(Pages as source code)
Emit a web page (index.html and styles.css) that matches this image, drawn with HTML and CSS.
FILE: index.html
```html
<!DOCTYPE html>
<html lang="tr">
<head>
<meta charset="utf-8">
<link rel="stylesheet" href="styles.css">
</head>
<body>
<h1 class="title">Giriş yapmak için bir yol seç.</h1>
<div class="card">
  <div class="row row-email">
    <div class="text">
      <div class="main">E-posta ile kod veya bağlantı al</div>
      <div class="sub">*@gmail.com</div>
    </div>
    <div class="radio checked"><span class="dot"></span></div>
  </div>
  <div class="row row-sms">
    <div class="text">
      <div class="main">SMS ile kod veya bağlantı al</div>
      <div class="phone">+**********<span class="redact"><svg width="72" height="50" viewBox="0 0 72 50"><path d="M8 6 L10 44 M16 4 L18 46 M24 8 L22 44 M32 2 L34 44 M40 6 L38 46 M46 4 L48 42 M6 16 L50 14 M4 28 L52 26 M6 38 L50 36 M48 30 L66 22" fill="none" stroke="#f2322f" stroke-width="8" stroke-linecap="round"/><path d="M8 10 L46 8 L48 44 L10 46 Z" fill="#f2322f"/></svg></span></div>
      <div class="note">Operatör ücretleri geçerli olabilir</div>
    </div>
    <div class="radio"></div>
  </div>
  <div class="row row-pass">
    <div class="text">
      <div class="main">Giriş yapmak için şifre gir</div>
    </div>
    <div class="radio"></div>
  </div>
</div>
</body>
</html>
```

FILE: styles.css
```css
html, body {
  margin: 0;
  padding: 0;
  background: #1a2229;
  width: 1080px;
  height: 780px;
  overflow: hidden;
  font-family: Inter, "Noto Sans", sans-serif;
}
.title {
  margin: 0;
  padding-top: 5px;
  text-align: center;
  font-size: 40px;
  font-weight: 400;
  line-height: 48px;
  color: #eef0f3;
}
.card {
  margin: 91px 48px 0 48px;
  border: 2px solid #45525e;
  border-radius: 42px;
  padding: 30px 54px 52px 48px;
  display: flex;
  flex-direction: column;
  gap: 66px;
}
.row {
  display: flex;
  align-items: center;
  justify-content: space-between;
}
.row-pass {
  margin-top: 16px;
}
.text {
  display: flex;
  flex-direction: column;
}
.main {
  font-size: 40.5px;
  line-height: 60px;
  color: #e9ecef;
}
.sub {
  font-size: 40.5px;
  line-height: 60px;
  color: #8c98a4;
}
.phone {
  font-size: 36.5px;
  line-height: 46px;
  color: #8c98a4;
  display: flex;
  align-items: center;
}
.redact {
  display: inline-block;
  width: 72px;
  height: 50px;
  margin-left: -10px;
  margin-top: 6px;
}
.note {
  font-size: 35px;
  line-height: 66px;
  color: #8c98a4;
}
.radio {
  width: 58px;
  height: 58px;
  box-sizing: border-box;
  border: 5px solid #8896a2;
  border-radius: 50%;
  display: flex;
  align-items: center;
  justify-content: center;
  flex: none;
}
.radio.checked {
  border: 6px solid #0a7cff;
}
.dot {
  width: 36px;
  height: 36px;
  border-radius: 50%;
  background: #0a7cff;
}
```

* * *

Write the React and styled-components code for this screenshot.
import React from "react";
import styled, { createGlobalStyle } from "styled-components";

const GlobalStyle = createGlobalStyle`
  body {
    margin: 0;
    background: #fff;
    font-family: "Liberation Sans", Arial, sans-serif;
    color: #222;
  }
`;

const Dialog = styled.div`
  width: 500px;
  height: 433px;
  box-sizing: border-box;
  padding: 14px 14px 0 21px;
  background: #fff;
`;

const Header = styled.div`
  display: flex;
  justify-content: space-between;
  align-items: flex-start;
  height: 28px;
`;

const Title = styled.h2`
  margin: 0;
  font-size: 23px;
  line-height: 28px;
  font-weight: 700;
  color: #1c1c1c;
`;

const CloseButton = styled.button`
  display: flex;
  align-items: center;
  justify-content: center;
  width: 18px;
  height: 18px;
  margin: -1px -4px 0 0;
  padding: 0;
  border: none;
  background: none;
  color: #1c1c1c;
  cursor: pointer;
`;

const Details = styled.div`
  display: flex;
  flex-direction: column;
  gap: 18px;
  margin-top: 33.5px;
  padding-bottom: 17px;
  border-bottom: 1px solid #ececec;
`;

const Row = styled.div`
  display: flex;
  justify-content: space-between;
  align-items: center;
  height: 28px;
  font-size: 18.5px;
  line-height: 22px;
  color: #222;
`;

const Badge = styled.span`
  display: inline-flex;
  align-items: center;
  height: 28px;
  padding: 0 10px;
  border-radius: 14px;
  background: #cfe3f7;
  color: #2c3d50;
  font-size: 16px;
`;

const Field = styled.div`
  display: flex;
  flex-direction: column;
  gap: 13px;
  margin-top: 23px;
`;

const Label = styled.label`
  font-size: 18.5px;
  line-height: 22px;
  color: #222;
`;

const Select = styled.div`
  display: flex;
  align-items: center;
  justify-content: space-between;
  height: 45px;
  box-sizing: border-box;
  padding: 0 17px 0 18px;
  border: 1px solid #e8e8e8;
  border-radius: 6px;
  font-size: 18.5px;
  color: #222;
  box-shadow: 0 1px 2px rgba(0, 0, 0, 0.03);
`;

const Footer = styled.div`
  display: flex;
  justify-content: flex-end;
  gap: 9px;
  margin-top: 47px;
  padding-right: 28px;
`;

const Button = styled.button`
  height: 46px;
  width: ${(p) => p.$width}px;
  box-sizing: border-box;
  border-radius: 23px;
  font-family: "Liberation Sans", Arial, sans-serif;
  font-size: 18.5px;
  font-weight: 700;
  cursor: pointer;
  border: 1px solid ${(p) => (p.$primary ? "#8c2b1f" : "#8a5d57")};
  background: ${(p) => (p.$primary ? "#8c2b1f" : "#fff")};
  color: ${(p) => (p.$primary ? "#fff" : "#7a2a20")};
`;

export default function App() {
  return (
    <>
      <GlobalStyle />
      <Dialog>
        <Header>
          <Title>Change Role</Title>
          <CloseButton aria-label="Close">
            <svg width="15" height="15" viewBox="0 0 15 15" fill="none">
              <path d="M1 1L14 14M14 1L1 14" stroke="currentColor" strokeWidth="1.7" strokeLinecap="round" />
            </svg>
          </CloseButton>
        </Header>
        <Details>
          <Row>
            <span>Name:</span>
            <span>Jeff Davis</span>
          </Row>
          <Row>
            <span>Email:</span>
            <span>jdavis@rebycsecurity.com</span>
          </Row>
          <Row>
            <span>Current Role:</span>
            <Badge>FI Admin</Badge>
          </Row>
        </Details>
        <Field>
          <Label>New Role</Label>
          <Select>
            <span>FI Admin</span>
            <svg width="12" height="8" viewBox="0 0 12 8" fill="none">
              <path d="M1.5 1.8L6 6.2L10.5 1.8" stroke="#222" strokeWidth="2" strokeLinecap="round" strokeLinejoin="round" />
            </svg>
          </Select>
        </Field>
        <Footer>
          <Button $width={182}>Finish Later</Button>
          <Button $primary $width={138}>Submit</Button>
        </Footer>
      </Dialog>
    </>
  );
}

▸ **Problem**: Pull out all lines from the entries above in which the word "index" appears.

▸ **Answer to the task**:
Emit a web page (index.html and styles.css) that matches this image, drawn with HTML and CSS.
FILE: index.html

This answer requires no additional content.